WQII
- San Juan, Puerto Rico; Puerto Rico;
- Broadcast area: Puerto Rico
- Frequency: 1140 kHz
- Branding: 11Q Radio 1140 AM

Programming
- Format: Talk/Personality

Ownership
- Owner: Communications Counsel Group; (Communications Counsel Group, Inc.);

History
- First air date: September 7, 1948
- Former call signs: WITA (1948-1970) WJIT (1970-1975)
- Call sign meaning: QII (backwards) = 11Q

Technical information
- Licensing authority: FCC
- Facility ID: 12712
- Class: B
- Power: 10,000 watts unlimited
- Transmitter coordinates: 18°21′30″N 66°8′5″W﻿ / ﻿18.35833°N 66.13472°W

Links
- Public license information: Public file; LMS;
- Website: 11qradio.com

= WQII =

WQII (1140 AM) is a radio station broadcasting a Talk/Personality format.
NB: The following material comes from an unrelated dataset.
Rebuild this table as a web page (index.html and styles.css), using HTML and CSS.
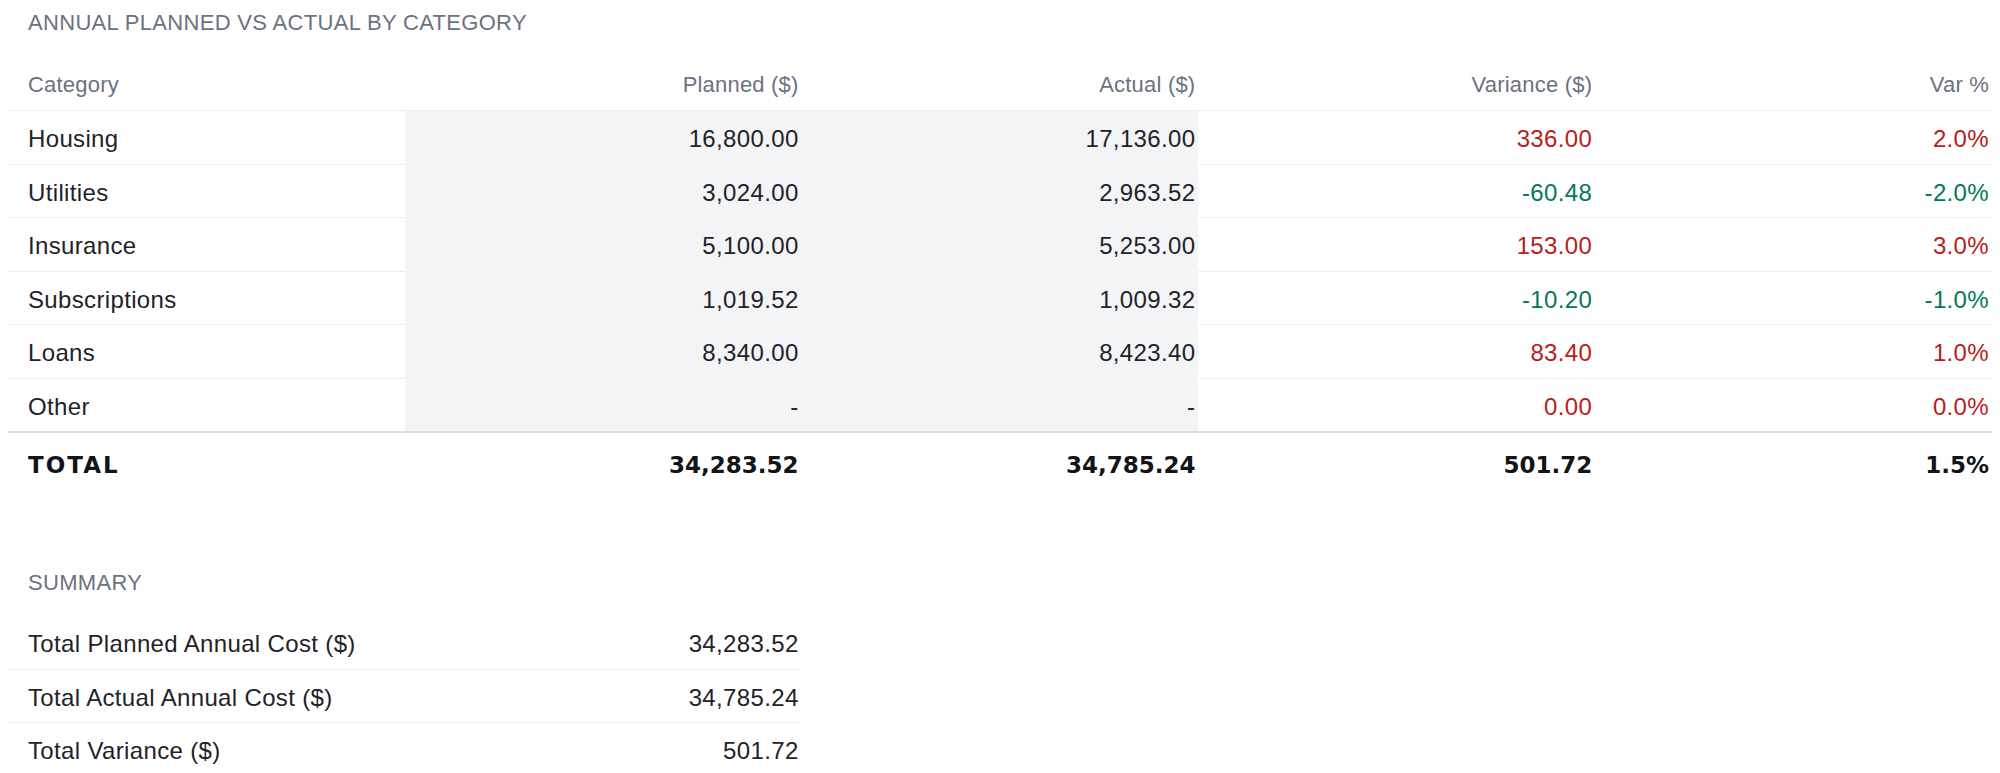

Licensed to San Juan, Puerto Rico, it serves the Puerto Rico area. The station is currently owned by Communications Counsel Group.

==11Q TV==

11Q TV is an online-video streaming service, owned by 11Q Radio. 11Q TV broadcasts local programming, that includes: news, sports, lifestyle & community service programs, from its studios in San Juan. 11Q TV consists of both a 24-hour linear streaming channel and on-demand programming from 11Q 1140 AM. 11Q TV is available on the station's website: www.11qradio.com.